§ **Available records**:
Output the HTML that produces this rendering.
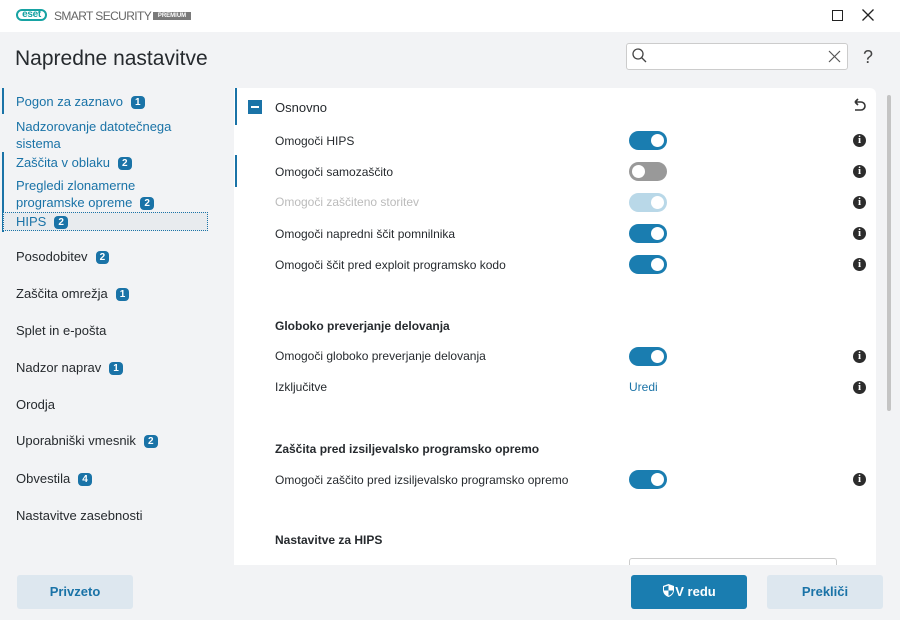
<!DOCTYPE html>
<html><head><style>
*{margin:0;padding:0;box-sizing:border-box}
body{width:900px;height:620px;background:#f2f3f5;font-family:"Liberation Sans",sans-serif;position:relative;overflow:hidden;color:#262a2e}
.top{position:absolute;left:0;top:0;width:900px;height:32px;background:#fff}
.a{position:absolute}
.nav{position:absolute;left:16px;font-size:13px;color:#1a73a7}
.nav2{color:#262a2e}
.b{display:inline-block;background:#1a73a7;color:#fff;font-size:10px;font-weight:bold;border-radius:4px;padding:0 4px;height:13px;line-height:13px;margin-left:8px;vertical-align:1px}
.bar{position:absolute;left:2px;width:2px;background:#1a73a7}
.panel{position:absolute;left:234px;top:88px;width:642px;height:477px;background:#fff;border-radius:0 6px 0 0}
.lbl{position:absolute;left:275px;font-size:12px}
.h{font-weight:bold}
.tg{position:absolute;left:629px;width:38px;height:19px;border-radius:10px;background:#1a7db0}
.tg::after{content:"";position:absolute;top:3px;right:3px;width:13px;height:13px;border-radius:50%;background:#fff}
.tg.off{background:#999}.tg.off::after{right:auto;left:3px}
.tg.dis{background:#b9d8e8}
.i{position:absolute;left:853px;width:13px;height:13px;border-radius:50%;background:#2c2c2c;color:#fff;font:bold 11px/13px "Liberation Serif",serif;text-align:center}
.btn{position:absolute;top:575px;height:34px;border-radius:3px;font-size:13px;font-weight:bold;text-align:center;line-height:34px}
</style></head><body>
<div class="top"></div>
<div class="a" style="left:16px;top:9px;width:31px;height:12px;border:2px solid #17a3a3;border-radius:6px;font:bold 10px/8px 'Liberation Sans';color:#17a3a3;text-align:center;letter-spacing:-0.3px">eset</div>
<div class="a" style="left:54px;top:9px;font-size:12px;color:#666;letter-spacing:-0.6px">SMART SECURITY</div>
<div class="a" style="left:153px;top:12px;width:38px;height:8px;background:#7a7a7a;color:#fff;font-size:6px;line-height:8px;text-align:center;font-weight:bold">PREMIUM</div>
<div class="a" style="left:832px;top:10px;width:11px;height:11px;border:1.3px solid #222"></div>
<svg class="a" style="left:862px;top:9px" width="12" height="12"><path d="M0.5 0.5L11.5 11.5M11.5 0.5L0.5 11.5" stroke="#222" stroke-width="1.3"/></svg>
<div class="a" style="left:15px;top:47px;font-size:21px;color:#262a2e">Napredne nastavitve</div>
<div class="a" style="left:626px;top:43px;width:222px;height:27px;background:#fff;border:1px solid #ccc;border-radius:3px"></div>
<svg class="a" style="left:631px;top:47px" width="18" height="18"><circle cx="7" cy="7" r="5" fill="none" stroke="#444" stroke-width="1.3"/><line x1="10.5" y1="10.5" x2="15" y2="15" stroke="#444" stroke-width="1.3"/></svg>
<svg class="a" style="left:828px;top:50px" width="13" height="13"><path d="M1 1L12 12M12 1L1 12" stroke="#555" stroke-width="1.2"/></svg>
<div class="a" style="left:863px;top:47px;font-size:18px;color:#444">?</div>

<div class="bar" style="top:88px;height:26px"></div>
<div class="bar" style="top:152px;height:80px"></div>
<div class="nav" style="top:94px">Pogon za zaznavo<span class="b">1</span></div>
<div class="nav" style="top:118px;line-height:17px">Nadzorovanje datotečnega<br>sistema</div>
<div class="nav" style="top:155px">Zaščita v oblaku<span class="b">2</span></div>
<div class="nav" style="top:177px;line-height:17px">Pregledi zlonamerne<br>programske opreme<span class="b">2</span></div>
<div class="a" style="left:3px;top:212px;width:205px;height:19px;border:1px dotted #1a73a7;background:#e8ebee"></div>
<div class="nav" style="top:214px">HIPS<span class="b">2</span></div>
<div class="nav nav2" style="top:249px">Posodobitev<span class="b">2</span></div>
<div class="nav nav2" style="top:286px">Zaščita omrežja<span class="b">1</span></div>
<div class="nav nav2" style="top:323px">Splet in e-pošta</div>
<div class="nav nav2" style="top:360px">Nadzor naprav<span class="b">1</span></div>
<div class="nav nav2" style="top:397px">Orodja</div>
<div class="nav nav2" style="top:433px">Uporabniški vmesnik<span class="b">2</span></div>
<div class="nav nav2" style="top:471px">Obvestila<span class="b">4</span></div>
<div class="nav nav2" style="top:508px">Nastavitve zasebnosti</div>

<div class="panel"></div>
<div class="a" style="left:235px;top:88px;width:2px;height:37px;background:#1a73a7"></div>
<div class="a" style="left:235px;top:155px;width:2px;height:32px;background:#1a73a7"></div>
<div class="a" style="left:248px;top:100px;width:14px;height:14px;background:#1a73a7"><div style="position:absolute;left:3px;top:6px;width:8px;height:2px;background:#fff"></div></div>
<div class="lbl" style="top:100px;font-size:13px">Osnovno</div>
<svg class="a" style="left:851px;top:98px" width="16" height="16"><path d="M4 4H10A4 4 0 0 1 10 12H4M4 4L7 1M4 4L7 7" fill="none" stroke="#333" stroke-width="1.6"/></svg>
<div class="a" style="left:887px;top:95px;width:4px;height:316px;background:#c4c4c4;border-radius:2px"></div>

<div class="lbl" style="top:134px">Omogoči HIPS</div><div class="tg" style="top:131px"></div><div class="i" style="top:134px">i</div>
<div class="lbl" style="top:165px">Omogoči samozaščito</div><div class="tg off" style="top:162px"></div><div class="i" style="top:165px">i</div>
<div class="lbl" style="top:195px;color:#bbb">Omogoči zaščiteno storitev</div><div class="tg dis" style="top:193px"></div><div class="i" style="top:196px">i</div>
<div class="lbl" style="top:227px">Omogoči napredni ščit pomnilnika</div><div class="tg" style="top:224px"></div><div class="i" style="top:227px">i</div>
<div class="lbl" style="top:258px">Omogoči ščit pred exploit programsko kodo</div><div class="tg" style="top:255px"></div><div class="i" style="top:258px">i</div>
<div class="lbl h" style="top:319px">Globoko preverjanje delovanja</div>
<div class="lbl" style="top:349px">Omogoči globoko preverjanje delovanja</div><div class="tg" style="top:347px"></div><div class="i" style="top:350px">i</div>
<div class="lbl" style="top:380px">Izključitve</div><div class="a" style="left:629px;top:380px;font-size:12px;color:#1a73a7">Uredi</div><div class="i" style="top:381px">i</div>
<div class="lbl h" style="top:442px">Zaščita pred izsiljevalsko programsko opremo</div>
<div class="lbl" style="top:473px">Omogoči zaščito pred izsiljevalsko programsko opremo</div><div class="tg" style="top:470px"></div><div class="i" style="top:473px">i</div>
<div class="lbl h" style="top:533px">Nastavitve za HIPS</div>
<div class="a" style="left:629px;top:558px;width:208px;height:10px;border:1px solid #ccc;border-bottom:none;border-radius:3px 3px 0 0"></div>
<div class="a" style="left:0;top:565px;width:900px;height:55px;background:#f2f3f5"></div>
<div class="btn" style="left:17px;width:116px;background:#dde7ef;color:#1a73a7">Privzeto</div>
<div class="btn" style="left:631px;width:116px;background:#1a7db0;color:#fff"><svg width="13" height="15" style="vertical-align:-2px" viewBox="0 0 13 15"><path d="M6.5 1L12 3V7C12 10.5 9.5 13 6.5 14C3.5 13 1 10.5 1 7V3Z" fill="#fff"/><path d="M6.5 2.5V7.5H11C11 10 9 12 6.5 12.8V7.5H2V4Z" fill="#1a7db0"/></svg>V redu</div>
<div class="btn" style="left:767px;width:116px;background:#dde7ef;color:#1a73a7">Prekliči</div>
</body></html>
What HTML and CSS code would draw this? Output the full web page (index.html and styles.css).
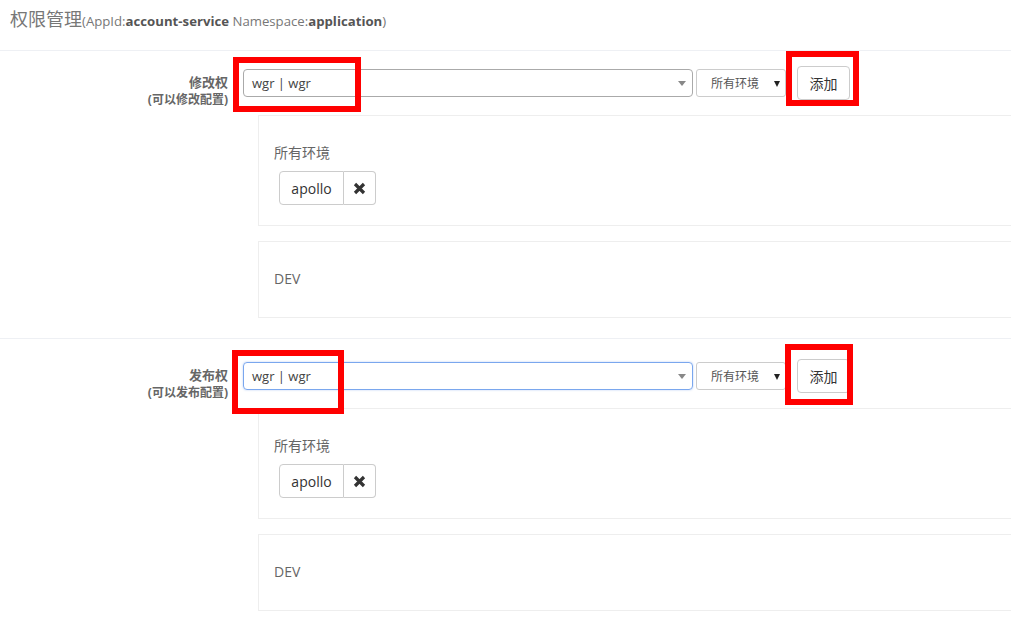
FILE: index.html
```html
<!DOCTYPE html>
<html lang="zh">
<head>
<meta charset="utf-8">
<title>权限管理</title>
<link rel="stylesheet" href="styles.css">
</head>
<body>
<div class="page">
  <header class="page-header">
    <span class="title">权限管理</span><span class="subtitle">(AppId:<b>account-service</b> Namespace:<b>application</b>)</span>
  </header>

  <section class="perm-section">
    <div class="perm-label">
      <div class="perm-name">修改权</div>
      <div class="perm-desc">(可以修改配置)</div>
    </div>
    <div class="perm-main">
      <div class="control-row">
        <div class="user-select"><span class="user-value">wgr | wgr</span><span class="s2-arrow"></span></div>
        <div class="env-select"><span>所有环境</span><span class="env-arrow"></span></div>
        <button class="btn-add">添加</button>
        <div class="mark mark-user-1"></div>
        <div class="mark mark-add-1"></div>
      </div>
      <div class="env-panel">
        <div class="env-title">所有环境</div>
        <div class="tag-group">
          <span class="tag-name">apollo</span>
          <span class="tag-remove"><svg width="13" height="13" viewBox="0 0 13 13"><path d="M2 2 L11 11 M11 2 L2 11" stroke="#333" stroke-width="3.2" stroke-linecap="butt"/></svg></span>
        </div>
      </div>
      <div class="env-panel">
        <div class="env-title">DEV</div>
      </div>
    </div>
  </section>

  <section class="perm-section">
    <div class="perm-label">
      <div class="perm-name">发布权</div>
      <div class="perm-desc">(可以发布配置)</div>
    </div>
    <div class="perm-main">
      <div class="control-row">
        <div class="user-select focused"><span class="user-value">wgr | wgr</span><span class="s2-arrow"></span></div>
        <div class="env-select"><span>所有环境</span><span class="env-arrow"></span></div>
        <button class="btn-add">添加</button>
        <div class="mark mark-user-2"></div>
        <div class="mark mark-add-2"></div>
      </div>
      <div class="env-panel">
        <div class="env-title">所有环境</div>
        <div class="tag-group">
          <span class="tag-name">apollo</span>
          <span class="tag-remove"><svg width="13" height="13" viewBox="0 0 13 13"><path d="M2 2 L11 11 M11 2 L2 11" stroke="#333" stroke-width="3.2" stroke-linecap="butt"/></svg></span>
        </div>
      </div>
      <div class="env-panel">
        <div class="env-title">DEV</div>
      </div>
    </div>
  </section>
</div>
</body>
</html>
```

FILE: styles.css
```css
* { box-sizing: border-box; }
html, body { margin: 0; padding: 0; background: #fff; overflow: hidden; }
body {
  font-family: "Open Sans", "Noto Sans CJK SC", sans-serif;
  color: #555;
  width: 1011px;
  height: 617px;
}
.page { width: 1011px; }

.page-header {
  height: 51px;
  padding: 9px 10px 0;
  border-bottom: 1px solid #eef0f4;
  line-height: 20px;
}
.title { font-size: 18px; color: #777; }
.subtitle { font-size: 13.2px; color: #777; }
.subtitle b { color: #555; font-weight: 700; }

.perm-section {
  display: flex;
  padding: 15px 0 20px 0;
  border-bottom: 1px solid #eef0f4;
}
.perm-section + .perm-section { padding-top: 20px; border-bottom: none; }

.perm-label {
  width: 228px;
  flex: none;
  text-align: right;
  padding-top: 7px;
  font-weight: 700;
  color: #666;
}
.perm-name { font-size: 13px; line-height: 18px; }
.perm-desc { font-size: 12px; line-height: 18px; }

.perm-main {
  flex: 1;
  margin-left: 15px;
  margin-right: -20px;
}

.control-row {
  position: relative;
  display: flex;
  align-items: flex-start;
  height: 34px;
}

.user-select {
  width: 450px;
  height: 28px;
  margin-top: 3px;
  border: 1px solid #aaa;
  border-radius: 4px;
  display: flex;
  align-items: center;
  padding-left: 8px;
  position: relative;
}
.user-select.focused {
  border-color: #7aa7ee;
  box-shadow: 0 0 2px rgba(102,150,233,0.5);
}
.user-value { font-size: 13px; color: #444; }
.s2-arrow {
  position: absolute;
  right: 6px;
  top: 11px;
  width: 0; height: 0;
  border-style: solid;
  border-width: 5px 4px 0 4px;
  border-color: #888 transparent transparent transparent;
}

.env-select {
  width: 90px;
  height: 28px;
  margin-top: 3px;
  margin-left: 3px;
  border: 1px solid #ccc;
  border-radius: 3px;
  display: flex;
  align-items: center;
  padding-left: 14px;
  font-size: 12px;
  color: #555;
  position: relative;
}
.env-arrow {
  position: absolute;
  right: 5px;
  top: 11px;
  width: 0; height: 0;
  border-style: solid;
  border-width: 6px 3.5px 0 3.5px;
  border-color: #222 transparent transparent transparent;
}

.btn-add {
  margin-left: 11px;
  width: 53px;
  height: 34px;
  border: 1px solid #ccc;
  border-radius: 4px;
  background: #fff;
  font-family: "Open Sans", "Noto Sans CJK SC", sans-serif;
  font-size: 14px;
  color: #333;
  padding: 0;
}

.mark {
  position: absolute;
  border: 6px solid #ff0000;
  pointer-events: none;
}
.mark-user-1 { left: -10px; top: -9px; width: 128px; height: 55px; }
.mark-add-1 { left: 543px; top: -15px; width: 73px; height: 55px; }
.mark-user-2 { left: -11px; top: -9px; width: 112px; height: 64px; }
.mark-add-2 { left: 542px; top: -15px; width: 68px; height: 61px; }

.env-panel {
  margin-left: 15px;
  margin-top: 15px;
  border: 1px solid #eee;
  padding: 27px 15px 20px;
}
.env-title {
  font-size: 14px;
  line-height: 20px;
  color: #666;
  margin-bottom: 8px;
}

.tag-group {
  display: inline-flex;
  margin-left: 5px;
  height: 34px;
}
.tag-name {
  display: flex;
  align-items: center;
  justify-content: center;
  width: 65px;
  border: 1px solid #ccc;
  border-radius: 4px 0 0 4px;
  font-size: 14px;
  color: #333;
}
.tag-remove {
  display: flex;
  align-items: center;
  justify-content: center;
  width: 32px;
  border: 1px solid #ccc;
  border-left: none;
  border-radius: 0 4px 4px 0;
}
```
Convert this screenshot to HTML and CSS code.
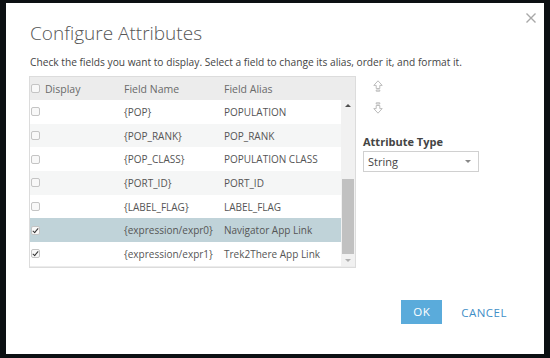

§ **Problem requirements**: Show the lines of the records that contain the word "Output".

§ **Exercise response**:
Output the HTML that produces this rendering.
What HTML and CSS code would draw this? Output the full web page (index.html and styles.css).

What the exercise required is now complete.